Instruction
Wherever the word "this" appears in a line, extract that line.

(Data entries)
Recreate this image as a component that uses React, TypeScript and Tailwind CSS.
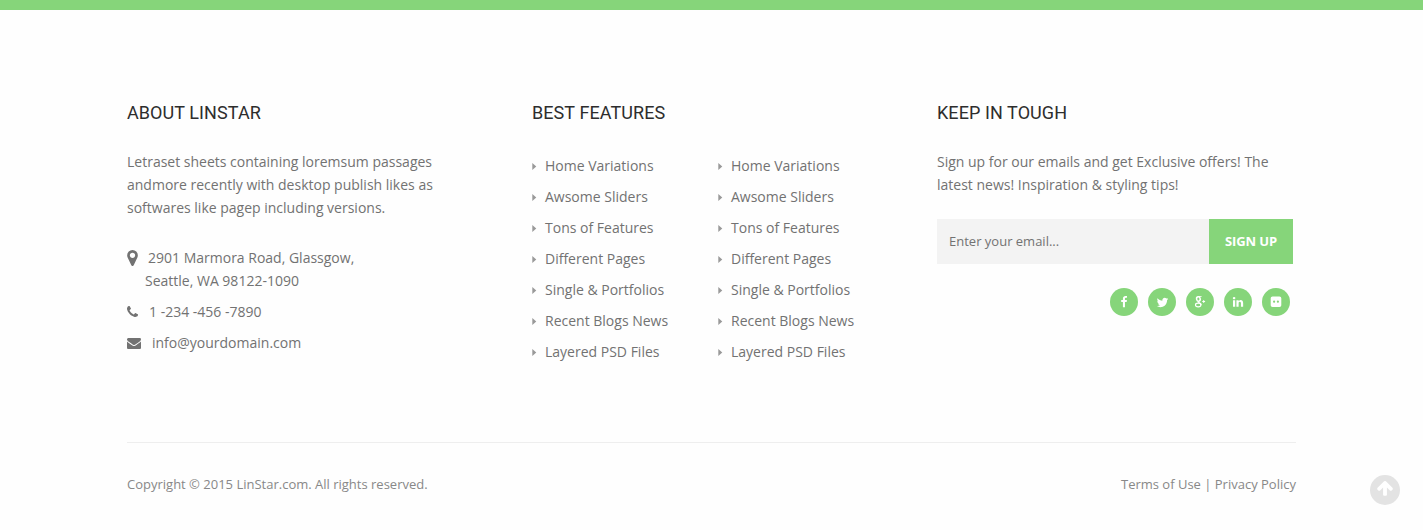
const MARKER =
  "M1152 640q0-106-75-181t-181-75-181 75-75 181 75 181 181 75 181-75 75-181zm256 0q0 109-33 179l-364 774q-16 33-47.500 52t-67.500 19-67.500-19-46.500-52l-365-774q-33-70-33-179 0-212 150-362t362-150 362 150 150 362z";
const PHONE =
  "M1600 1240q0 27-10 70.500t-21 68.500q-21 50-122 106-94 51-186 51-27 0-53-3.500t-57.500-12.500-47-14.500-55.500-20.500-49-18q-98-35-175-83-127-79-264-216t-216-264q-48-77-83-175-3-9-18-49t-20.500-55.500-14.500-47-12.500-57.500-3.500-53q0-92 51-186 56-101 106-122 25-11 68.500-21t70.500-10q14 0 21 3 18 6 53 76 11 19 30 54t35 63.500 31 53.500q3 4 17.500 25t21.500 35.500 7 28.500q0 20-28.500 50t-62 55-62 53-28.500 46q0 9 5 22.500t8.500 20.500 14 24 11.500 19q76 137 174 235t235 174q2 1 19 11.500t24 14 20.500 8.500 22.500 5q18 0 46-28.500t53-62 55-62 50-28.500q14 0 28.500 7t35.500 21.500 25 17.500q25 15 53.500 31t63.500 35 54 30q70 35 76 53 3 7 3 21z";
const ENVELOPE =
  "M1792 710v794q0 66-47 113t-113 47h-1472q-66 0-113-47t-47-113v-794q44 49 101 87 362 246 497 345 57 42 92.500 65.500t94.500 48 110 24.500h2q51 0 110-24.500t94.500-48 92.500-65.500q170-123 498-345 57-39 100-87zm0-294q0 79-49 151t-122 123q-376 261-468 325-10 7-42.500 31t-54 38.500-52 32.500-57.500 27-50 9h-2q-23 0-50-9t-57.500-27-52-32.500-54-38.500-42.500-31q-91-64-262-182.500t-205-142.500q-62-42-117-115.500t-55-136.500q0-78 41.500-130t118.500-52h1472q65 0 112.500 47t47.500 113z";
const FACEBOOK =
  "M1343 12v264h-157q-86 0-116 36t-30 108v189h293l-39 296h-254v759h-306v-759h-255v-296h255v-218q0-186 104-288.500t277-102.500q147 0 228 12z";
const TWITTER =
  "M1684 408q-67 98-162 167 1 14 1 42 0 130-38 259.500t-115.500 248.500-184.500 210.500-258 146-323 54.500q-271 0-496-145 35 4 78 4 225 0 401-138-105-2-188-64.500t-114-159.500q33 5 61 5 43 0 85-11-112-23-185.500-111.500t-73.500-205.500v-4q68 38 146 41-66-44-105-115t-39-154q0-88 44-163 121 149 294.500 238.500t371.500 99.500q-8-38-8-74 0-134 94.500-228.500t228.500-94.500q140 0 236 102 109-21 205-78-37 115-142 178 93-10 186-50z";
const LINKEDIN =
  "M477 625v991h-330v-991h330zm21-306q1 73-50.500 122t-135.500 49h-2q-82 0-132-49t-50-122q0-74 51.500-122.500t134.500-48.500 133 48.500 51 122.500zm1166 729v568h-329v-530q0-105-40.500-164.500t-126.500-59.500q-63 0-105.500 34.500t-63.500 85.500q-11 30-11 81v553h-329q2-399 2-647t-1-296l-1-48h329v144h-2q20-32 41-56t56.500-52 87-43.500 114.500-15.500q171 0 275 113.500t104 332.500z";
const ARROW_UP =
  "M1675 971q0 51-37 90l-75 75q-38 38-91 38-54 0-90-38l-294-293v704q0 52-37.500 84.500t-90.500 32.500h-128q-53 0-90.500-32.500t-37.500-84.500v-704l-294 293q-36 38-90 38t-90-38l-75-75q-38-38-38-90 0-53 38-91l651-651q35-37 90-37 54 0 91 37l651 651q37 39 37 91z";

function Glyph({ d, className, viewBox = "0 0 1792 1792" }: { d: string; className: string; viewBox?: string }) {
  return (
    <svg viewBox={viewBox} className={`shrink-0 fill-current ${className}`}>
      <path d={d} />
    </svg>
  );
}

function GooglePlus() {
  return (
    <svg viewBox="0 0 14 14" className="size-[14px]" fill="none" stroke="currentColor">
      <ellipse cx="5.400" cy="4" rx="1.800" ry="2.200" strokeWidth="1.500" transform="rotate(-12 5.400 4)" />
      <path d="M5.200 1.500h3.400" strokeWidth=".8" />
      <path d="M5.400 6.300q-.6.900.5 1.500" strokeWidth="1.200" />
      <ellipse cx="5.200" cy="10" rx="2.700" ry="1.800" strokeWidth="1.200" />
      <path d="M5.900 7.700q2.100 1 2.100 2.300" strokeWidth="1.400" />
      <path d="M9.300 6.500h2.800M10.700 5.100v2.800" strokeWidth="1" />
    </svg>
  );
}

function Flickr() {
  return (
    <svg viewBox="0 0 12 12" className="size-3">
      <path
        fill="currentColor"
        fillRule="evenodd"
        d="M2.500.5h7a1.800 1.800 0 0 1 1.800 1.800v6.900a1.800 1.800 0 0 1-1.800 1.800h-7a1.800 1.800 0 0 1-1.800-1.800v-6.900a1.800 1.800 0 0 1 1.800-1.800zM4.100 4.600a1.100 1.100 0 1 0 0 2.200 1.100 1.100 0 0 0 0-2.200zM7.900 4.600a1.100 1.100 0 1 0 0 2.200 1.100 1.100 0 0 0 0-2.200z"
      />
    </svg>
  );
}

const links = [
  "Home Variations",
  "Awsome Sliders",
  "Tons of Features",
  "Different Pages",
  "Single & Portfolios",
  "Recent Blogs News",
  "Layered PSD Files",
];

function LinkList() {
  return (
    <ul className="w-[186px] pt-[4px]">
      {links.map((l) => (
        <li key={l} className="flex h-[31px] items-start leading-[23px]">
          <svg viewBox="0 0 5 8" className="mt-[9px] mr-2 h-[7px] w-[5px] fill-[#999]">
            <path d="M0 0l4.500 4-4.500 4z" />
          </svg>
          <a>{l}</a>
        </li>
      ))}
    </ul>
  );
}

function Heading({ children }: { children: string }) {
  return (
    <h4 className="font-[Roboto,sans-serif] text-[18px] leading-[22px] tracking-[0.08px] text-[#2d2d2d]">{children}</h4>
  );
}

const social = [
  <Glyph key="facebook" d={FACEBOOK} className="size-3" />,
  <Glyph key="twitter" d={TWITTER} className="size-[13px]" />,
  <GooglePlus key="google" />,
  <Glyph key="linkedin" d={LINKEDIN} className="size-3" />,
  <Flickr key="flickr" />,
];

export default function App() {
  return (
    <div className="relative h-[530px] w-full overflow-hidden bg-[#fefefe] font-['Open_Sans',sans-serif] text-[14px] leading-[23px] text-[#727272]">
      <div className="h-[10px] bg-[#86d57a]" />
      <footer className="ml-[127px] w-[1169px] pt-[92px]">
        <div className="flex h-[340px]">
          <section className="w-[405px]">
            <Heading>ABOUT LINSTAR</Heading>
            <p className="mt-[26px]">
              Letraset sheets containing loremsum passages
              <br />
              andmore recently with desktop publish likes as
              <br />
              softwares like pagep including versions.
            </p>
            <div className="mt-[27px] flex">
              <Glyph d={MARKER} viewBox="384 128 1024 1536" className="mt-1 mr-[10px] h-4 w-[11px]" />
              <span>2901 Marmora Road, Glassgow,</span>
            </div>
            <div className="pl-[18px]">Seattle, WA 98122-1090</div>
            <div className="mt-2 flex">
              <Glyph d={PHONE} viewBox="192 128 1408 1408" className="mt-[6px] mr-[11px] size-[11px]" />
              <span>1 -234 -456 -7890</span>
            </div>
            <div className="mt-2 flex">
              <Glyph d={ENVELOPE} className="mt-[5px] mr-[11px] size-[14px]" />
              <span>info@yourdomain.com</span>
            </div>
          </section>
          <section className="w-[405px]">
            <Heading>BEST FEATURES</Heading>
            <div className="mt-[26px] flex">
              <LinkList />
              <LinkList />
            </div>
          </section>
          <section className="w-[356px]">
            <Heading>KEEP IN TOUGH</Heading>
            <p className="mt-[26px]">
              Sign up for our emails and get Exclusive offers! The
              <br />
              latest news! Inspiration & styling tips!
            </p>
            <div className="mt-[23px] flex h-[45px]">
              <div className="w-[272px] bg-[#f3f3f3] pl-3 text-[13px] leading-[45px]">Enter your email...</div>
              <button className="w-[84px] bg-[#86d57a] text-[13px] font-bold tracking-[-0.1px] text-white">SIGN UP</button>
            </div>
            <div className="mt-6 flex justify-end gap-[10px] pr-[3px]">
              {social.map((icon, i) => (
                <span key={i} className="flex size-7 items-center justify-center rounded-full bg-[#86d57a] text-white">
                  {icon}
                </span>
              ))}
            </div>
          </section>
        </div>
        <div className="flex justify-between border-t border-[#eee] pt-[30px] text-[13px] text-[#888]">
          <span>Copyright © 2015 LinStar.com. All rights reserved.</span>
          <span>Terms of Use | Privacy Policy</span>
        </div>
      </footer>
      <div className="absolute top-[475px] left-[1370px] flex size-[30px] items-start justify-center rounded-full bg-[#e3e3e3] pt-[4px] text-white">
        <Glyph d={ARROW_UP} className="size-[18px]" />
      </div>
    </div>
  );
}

---

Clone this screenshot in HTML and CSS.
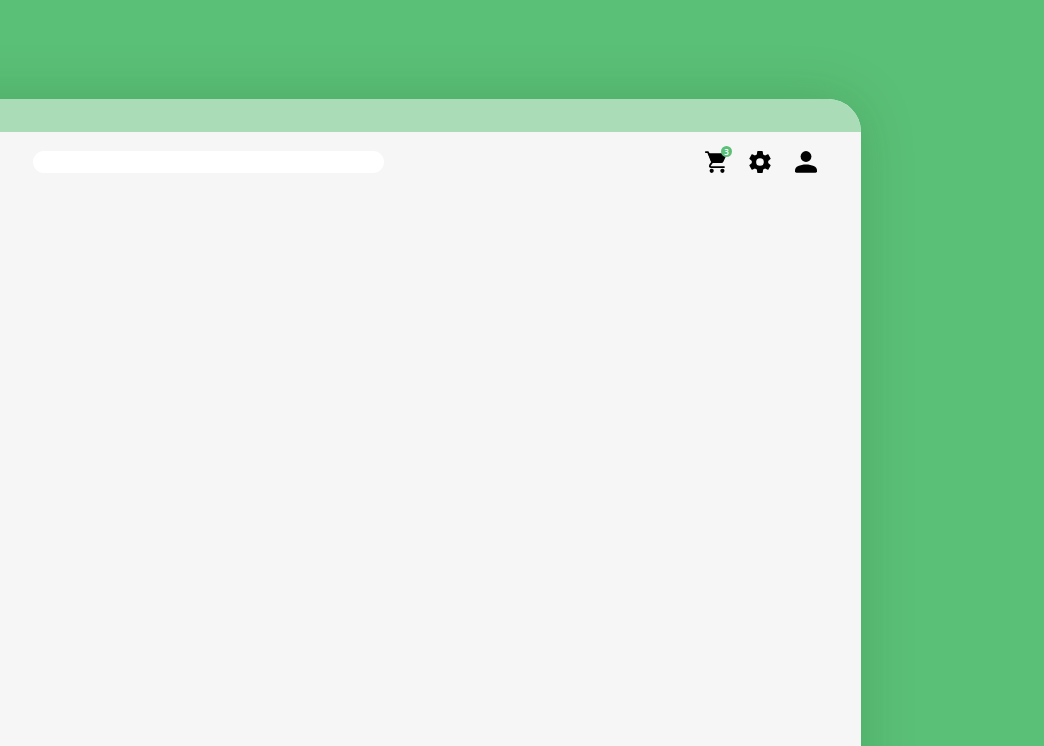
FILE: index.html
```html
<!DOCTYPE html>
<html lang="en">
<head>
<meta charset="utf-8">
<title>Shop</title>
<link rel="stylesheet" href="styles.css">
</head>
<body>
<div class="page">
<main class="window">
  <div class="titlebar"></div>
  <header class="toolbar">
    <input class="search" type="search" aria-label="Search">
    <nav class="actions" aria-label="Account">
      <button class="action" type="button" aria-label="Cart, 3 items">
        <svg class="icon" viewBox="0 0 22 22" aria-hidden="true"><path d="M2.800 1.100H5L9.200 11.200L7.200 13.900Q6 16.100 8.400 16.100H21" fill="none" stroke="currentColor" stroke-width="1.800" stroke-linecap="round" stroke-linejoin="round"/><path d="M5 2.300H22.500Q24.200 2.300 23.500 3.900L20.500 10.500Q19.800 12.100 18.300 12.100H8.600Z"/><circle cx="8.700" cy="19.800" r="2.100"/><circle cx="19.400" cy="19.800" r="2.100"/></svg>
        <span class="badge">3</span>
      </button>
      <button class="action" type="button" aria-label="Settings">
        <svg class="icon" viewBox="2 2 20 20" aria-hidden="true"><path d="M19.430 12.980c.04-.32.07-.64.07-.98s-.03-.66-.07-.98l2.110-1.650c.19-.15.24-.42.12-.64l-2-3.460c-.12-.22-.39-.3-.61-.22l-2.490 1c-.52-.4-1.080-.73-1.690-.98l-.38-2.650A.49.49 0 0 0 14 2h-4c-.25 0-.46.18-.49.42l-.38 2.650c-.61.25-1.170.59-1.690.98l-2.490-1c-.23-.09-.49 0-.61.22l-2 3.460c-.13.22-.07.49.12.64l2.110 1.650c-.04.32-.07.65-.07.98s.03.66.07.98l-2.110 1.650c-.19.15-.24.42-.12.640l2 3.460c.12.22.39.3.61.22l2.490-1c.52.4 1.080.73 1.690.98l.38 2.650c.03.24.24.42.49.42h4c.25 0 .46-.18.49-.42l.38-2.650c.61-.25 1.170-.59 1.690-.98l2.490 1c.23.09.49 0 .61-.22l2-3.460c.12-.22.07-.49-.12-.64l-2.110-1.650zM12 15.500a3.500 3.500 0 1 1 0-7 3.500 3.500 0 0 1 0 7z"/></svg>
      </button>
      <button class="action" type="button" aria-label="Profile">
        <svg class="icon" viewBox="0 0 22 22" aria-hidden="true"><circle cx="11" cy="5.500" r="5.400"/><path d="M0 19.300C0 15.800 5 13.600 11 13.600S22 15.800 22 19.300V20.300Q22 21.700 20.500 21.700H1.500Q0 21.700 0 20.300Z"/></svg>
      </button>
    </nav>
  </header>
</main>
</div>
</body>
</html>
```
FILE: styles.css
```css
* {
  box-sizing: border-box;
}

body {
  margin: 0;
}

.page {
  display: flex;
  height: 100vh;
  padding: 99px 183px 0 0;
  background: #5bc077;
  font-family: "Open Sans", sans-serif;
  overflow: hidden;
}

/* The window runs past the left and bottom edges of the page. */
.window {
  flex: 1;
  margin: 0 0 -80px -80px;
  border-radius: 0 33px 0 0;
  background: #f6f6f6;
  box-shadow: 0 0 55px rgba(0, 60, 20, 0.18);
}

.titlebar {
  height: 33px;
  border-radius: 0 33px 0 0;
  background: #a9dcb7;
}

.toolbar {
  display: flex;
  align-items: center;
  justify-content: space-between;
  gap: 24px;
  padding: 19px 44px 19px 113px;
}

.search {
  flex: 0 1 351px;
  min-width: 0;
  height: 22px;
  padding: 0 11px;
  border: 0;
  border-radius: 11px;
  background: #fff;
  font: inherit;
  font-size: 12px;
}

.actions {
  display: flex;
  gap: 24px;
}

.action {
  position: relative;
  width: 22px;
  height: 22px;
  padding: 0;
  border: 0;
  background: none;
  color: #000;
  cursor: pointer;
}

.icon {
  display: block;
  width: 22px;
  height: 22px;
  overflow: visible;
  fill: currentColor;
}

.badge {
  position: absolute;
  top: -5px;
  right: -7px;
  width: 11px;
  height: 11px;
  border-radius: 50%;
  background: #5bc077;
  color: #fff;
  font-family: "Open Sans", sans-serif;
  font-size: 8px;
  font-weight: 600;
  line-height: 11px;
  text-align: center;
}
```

The completed task
Recreate this image as a component that uses React, TypeScript and Tailwind CSS.
Clone this screenshot in HTML and CSS.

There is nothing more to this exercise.